After getting the benefit of a pair of replay reviews on disputed goals earlier in the series, the Penguins had a goal wiped off the board in the first period of Game 5 of their Eastern Conference Quarterfinal with the Philadelphia Flyers on Wednesday night.

Trailing 1-0 in the second period, the Penguins appeared to tie the game at 8:32 of the period. Evgeni Malkin fought off Flyers defenseman Matt Carle to get to the rebound of a Sergei Gonchar rocket from the point. The puck ended up in the back of the net -- but how it got there was up for debate.

Referees Eric Furlatt and Wes McCauley initially ruled it a goal -- but upon further review, the call was reversed, as it was ruled Malkin had intentionally kicked the puck into the goal.

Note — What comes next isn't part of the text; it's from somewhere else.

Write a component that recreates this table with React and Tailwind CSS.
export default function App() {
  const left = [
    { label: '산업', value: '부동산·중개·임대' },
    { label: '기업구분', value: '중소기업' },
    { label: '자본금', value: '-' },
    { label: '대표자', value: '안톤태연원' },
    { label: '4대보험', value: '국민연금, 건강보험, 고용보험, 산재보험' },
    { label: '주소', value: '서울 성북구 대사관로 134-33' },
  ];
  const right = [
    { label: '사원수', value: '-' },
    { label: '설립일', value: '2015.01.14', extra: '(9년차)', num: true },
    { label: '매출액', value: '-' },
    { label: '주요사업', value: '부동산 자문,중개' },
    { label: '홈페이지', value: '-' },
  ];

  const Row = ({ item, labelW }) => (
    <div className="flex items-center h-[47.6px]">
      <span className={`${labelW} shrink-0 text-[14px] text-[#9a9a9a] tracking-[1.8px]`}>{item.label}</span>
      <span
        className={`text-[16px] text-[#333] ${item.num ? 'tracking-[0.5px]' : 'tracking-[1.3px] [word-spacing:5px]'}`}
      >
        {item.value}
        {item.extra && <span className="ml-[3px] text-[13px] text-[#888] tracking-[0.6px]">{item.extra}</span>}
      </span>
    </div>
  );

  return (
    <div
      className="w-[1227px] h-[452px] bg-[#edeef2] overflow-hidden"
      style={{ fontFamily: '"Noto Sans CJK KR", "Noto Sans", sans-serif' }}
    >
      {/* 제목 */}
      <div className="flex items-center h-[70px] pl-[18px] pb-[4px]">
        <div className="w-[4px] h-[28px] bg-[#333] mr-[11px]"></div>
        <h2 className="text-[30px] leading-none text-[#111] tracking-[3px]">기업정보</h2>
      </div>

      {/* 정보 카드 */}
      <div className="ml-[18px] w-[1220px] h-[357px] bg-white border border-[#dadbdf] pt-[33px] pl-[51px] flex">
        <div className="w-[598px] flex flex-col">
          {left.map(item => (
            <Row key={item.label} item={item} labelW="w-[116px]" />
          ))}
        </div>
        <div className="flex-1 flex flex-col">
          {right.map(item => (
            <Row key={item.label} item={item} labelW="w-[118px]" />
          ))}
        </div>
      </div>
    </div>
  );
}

It was the first time in three tries that a review hadn't gone the Penguins' way. In Game 1, Sidney Crosby kicked a puck onto his stick and then pushed it under Flyers goalie Martin Biron; in Game 4 a goal was allowed to stand after a puck hit Crosby's stick and chest before crossing the goal line as he crashed into the Flyers' goal.

This time the review went the other way.

"I could look up and see it on the Jumbotron and not get a great look," Penguins interim coach Dan Bylsma said. "I think they called that (Malkin) had a kicking motion and didn't get his stick on it."

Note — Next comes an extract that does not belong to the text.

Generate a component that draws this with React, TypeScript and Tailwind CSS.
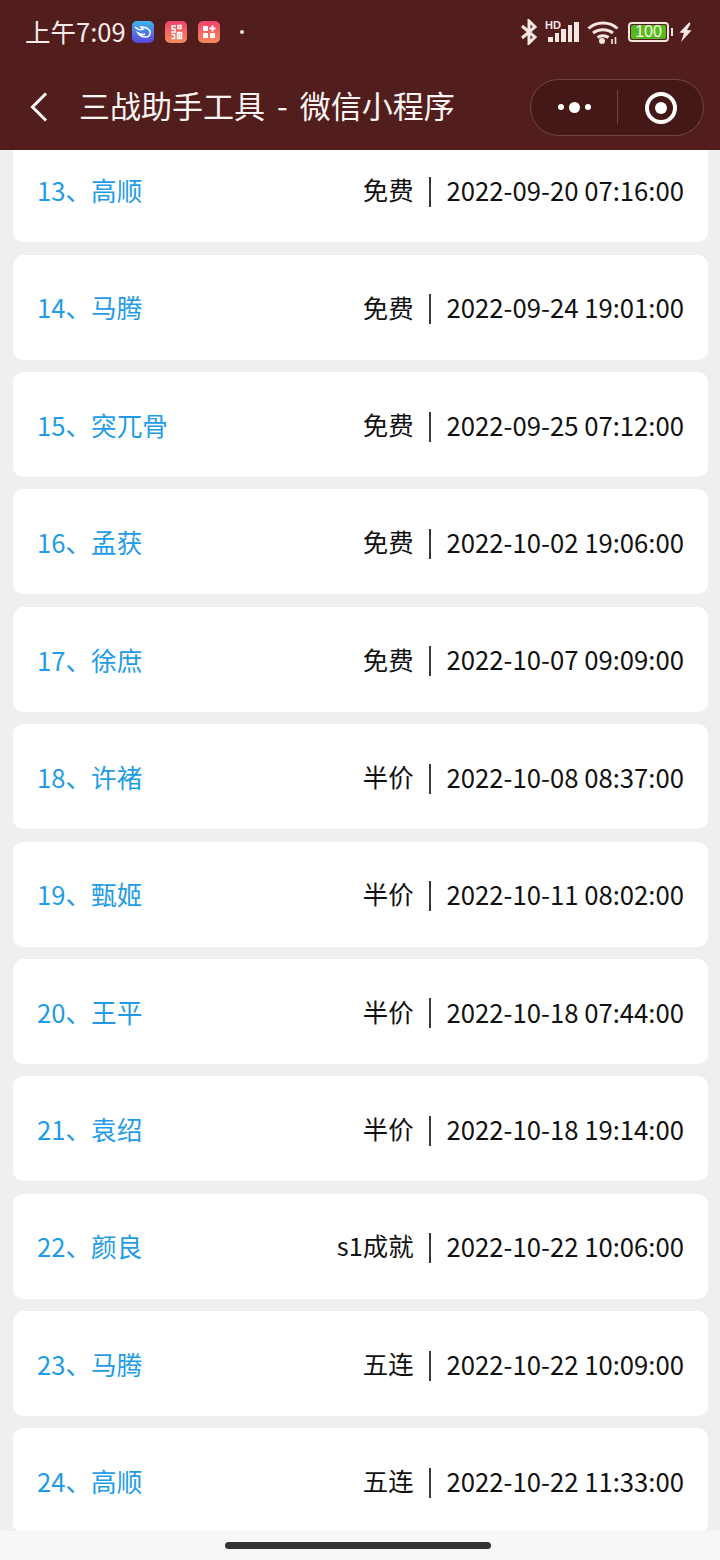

It wasn't the last gasp for the Penguins -- they had more than half the game to go and only trailed by one goal -- but it was their best opportunity.

"Obviously you want the goal to count, but nobody was moping or feeling sorry for themselves," Crosby said. "It wasn't a good goal; you move on and try to find ways to get another one."

They couldn't find a way, as Biron turned aside all 28 shots he faced.

Now they go back to Philadelphia, where they got the friendly ruling in Game 4, and hope luck will be on their side if they need it.

"Sometimes they review it and it goes your way," Gonchar said, "sometimes not."